Rows from a dataset
================

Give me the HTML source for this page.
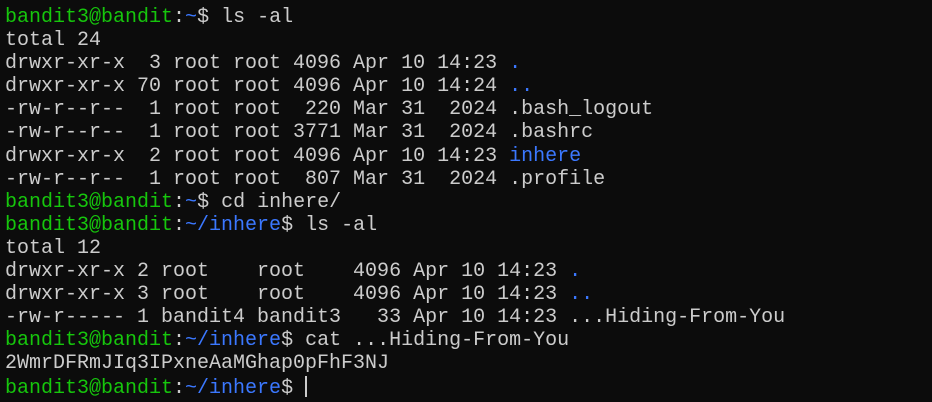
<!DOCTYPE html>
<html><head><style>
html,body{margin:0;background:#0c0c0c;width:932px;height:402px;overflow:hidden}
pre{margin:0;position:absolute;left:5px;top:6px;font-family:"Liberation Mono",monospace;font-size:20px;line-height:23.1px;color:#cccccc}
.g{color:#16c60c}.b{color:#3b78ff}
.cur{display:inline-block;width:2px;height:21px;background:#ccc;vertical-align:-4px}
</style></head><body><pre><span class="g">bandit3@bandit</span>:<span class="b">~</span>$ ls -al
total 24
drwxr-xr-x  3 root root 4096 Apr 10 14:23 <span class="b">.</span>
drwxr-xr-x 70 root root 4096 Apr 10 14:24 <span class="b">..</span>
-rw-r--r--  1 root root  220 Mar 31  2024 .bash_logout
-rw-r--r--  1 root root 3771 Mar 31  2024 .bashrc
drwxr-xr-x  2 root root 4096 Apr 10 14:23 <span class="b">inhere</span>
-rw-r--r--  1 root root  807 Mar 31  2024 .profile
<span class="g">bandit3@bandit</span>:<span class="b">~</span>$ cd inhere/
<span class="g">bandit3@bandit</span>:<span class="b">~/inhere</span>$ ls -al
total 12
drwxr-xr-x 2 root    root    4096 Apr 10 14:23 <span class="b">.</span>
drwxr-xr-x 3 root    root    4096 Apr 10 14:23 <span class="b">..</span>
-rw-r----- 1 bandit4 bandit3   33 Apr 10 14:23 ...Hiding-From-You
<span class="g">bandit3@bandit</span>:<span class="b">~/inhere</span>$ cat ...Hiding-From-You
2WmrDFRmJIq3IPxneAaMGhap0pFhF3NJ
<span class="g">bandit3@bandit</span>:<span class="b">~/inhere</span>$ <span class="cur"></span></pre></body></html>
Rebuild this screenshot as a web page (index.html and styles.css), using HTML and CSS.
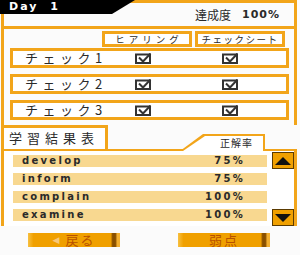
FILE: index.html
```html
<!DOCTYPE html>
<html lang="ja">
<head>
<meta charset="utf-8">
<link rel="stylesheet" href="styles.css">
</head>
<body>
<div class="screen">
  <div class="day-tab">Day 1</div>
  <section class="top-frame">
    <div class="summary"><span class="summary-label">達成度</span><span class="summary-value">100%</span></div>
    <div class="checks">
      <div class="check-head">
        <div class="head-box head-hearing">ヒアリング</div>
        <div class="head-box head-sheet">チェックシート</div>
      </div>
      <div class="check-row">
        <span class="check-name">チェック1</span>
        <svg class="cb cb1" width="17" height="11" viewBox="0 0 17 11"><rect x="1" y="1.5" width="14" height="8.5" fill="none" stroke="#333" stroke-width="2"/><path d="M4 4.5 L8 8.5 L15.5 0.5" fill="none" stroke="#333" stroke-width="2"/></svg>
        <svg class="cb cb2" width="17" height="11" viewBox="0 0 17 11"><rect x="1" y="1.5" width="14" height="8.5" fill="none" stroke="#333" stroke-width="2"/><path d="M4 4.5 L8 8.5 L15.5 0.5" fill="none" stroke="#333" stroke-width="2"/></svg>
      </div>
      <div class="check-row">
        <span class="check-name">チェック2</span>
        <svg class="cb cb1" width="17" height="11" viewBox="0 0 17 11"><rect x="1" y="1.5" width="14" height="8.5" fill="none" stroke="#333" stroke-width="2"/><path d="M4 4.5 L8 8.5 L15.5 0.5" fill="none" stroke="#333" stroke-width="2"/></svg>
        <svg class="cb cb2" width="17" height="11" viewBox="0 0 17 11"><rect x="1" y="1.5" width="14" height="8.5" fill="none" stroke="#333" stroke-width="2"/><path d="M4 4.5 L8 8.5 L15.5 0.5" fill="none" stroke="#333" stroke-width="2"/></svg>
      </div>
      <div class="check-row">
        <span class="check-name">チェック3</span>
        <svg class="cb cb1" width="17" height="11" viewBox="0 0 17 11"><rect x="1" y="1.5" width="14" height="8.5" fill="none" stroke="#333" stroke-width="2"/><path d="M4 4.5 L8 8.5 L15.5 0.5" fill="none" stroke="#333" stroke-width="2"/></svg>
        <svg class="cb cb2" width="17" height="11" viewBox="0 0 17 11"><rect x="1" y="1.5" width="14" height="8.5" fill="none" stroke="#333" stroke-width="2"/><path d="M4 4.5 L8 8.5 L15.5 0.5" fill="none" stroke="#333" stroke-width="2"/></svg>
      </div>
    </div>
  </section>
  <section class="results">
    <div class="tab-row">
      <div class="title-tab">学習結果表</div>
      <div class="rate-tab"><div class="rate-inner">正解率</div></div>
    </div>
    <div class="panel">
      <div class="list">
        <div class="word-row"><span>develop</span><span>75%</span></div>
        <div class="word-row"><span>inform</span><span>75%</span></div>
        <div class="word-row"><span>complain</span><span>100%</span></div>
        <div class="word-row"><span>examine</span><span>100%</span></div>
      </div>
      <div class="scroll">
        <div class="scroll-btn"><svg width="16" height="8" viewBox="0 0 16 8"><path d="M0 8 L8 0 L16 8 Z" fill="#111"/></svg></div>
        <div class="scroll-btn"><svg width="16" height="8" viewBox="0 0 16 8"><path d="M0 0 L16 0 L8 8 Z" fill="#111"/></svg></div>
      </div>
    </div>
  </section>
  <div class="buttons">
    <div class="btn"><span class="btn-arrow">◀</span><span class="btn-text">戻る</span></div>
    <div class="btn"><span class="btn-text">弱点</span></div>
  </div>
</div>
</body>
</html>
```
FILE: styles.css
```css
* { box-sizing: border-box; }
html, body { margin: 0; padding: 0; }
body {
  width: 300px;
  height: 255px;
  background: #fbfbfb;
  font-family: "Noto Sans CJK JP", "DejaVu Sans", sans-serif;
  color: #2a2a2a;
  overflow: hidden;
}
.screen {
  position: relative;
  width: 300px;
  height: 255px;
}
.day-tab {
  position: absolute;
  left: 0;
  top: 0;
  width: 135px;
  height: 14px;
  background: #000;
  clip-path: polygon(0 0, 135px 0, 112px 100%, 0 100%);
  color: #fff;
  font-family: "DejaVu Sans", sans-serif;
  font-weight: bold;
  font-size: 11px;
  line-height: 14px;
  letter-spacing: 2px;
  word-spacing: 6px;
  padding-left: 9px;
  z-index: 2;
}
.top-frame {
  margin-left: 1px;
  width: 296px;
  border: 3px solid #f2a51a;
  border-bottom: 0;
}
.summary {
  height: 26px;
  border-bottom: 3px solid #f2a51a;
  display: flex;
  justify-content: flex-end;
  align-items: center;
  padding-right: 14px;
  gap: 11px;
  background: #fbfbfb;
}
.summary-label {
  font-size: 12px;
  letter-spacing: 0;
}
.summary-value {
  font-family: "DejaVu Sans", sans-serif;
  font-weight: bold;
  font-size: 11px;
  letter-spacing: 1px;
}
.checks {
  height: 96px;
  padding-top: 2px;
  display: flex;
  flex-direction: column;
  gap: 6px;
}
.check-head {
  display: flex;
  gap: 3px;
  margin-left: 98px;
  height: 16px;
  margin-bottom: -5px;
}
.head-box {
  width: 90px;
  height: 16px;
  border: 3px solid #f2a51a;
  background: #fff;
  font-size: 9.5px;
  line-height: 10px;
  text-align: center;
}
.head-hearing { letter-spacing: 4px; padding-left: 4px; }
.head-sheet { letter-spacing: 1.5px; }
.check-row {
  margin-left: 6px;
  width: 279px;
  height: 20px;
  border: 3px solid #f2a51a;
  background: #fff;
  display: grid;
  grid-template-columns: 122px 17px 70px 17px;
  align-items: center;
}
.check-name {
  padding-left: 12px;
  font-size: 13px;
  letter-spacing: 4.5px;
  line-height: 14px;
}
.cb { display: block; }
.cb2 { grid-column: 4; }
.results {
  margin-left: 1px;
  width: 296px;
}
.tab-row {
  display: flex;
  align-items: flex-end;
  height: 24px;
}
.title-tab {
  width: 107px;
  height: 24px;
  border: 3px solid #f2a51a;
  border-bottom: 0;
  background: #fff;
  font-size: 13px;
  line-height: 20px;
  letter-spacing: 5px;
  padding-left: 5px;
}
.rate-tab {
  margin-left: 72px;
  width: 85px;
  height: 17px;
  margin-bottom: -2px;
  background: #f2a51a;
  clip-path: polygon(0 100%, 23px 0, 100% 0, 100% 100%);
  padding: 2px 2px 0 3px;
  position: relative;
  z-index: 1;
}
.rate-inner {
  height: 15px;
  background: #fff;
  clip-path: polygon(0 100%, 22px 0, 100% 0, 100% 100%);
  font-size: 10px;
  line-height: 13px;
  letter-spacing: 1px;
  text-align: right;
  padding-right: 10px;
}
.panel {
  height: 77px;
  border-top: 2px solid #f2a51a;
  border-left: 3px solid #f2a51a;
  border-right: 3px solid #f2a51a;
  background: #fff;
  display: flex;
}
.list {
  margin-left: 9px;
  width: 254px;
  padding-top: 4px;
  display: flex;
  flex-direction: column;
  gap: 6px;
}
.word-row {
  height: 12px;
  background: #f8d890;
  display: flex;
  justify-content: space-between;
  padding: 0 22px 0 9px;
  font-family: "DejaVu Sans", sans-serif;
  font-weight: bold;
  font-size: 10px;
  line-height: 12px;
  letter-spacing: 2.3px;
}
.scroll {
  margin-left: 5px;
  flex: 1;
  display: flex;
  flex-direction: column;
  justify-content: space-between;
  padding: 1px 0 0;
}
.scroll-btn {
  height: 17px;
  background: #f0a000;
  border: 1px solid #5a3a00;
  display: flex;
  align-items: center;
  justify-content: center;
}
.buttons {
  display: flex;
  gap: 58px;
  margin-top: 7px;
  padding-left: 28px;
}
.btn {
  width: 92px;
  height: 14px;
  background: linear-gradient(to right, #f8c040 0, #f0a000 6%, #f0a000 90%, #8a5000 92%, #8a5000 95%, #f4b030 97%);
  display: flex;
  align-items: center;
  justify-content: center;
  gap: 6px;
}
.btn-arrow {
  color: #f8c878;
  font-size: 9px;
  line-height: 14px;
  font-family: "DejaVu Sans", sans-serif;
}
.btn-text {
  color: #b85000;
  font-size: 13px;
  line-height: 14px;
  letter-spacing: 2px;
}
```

================

- [The exercise] Select all lines with the word "index" from the entries above.

- [Solution for this exercise]
Rebuild this screenshot as a web page (index.html and styles.css), using HTML and CSS.
FILE: index.html
  z-index: 2;
  z-index: 1;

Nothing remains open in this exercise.